Risk and compliance are the gating items. You want high-throughput, low-friction bitcoin services while meeting KYC/AML standards, mitigating custody risk, and pricing volatility responsibly for retail. The firms that win typically design for self-custody interoperability and clear disclosures while keeping the convenience of in-app flows. Ethically, the test is whether users understand spreads, slippage, and storage choices—transparency here builds trust and reduces regulatory friction.

Kazakhstan’s $1 billion crypto reserve is the other end of the same spectrum: BTC as balance-sheet architecture. The number isn’t huge in global macro terms, but the intent matters. A sovereign reserve has to solve for asset mix, custody, auditability, and liquidity. Will it hold bitcoin directly, use wrapped instruments, or diversify into other crypto assets? How will keys be governed—state custody, multi-sig, or third-party trustees? The blueprint chosen here will be watched by other resource-rich nations that want optionality outside traditional reserves without sacrificing operational control.

Market impact likely arrives through signaling rather than immediate flows. A state reserve can normalize crypto as collateral and support local market depth, especially in jurisdictions that already host mining or energy-linked digital asset activity. It can also nudge domestic banks and payment firms to integrate crypto rails more seriously. That said, execution details matter more than the headline: periodic, rules-based accumulation and transparent reporting tend to build credibility; vague mandates tend to invite speculation and policy whiplash.
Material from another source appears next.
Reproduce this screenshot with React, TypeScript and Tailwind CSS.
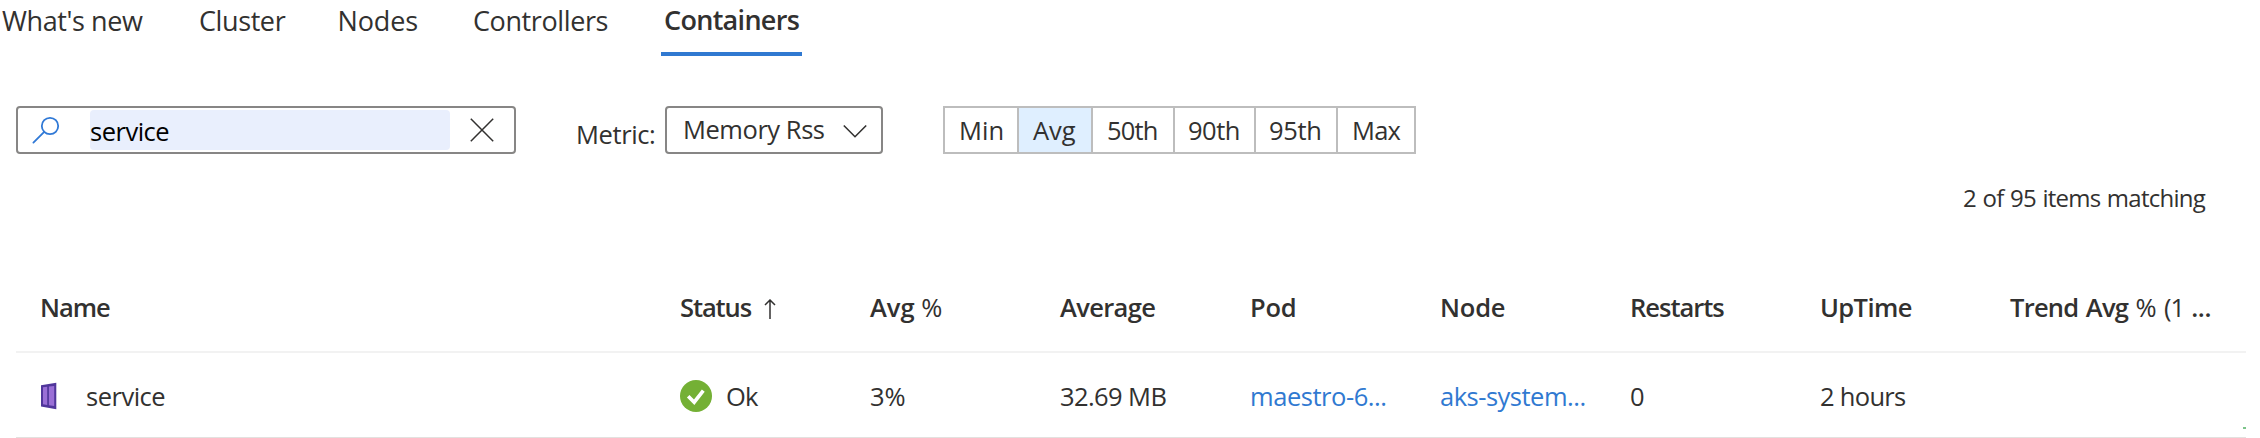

Taken together, Block’s Q3 mix and Kazakhstan’s move show bitcoin utility being recognized at both retail and sovereign layers. For operators, the edge comes from turning bitcoin demand into durable relationships and services, not just trading revenue. For policymakers, the edge comes from designing reserves and infrastructure that are verifiable, liquid, and resilient across market cycles. The through line is simple: BTC’s role expands when it’s embedded into systems people and institutions already use—payments, savings, and reserves—rather than treated as a standalone curiosity.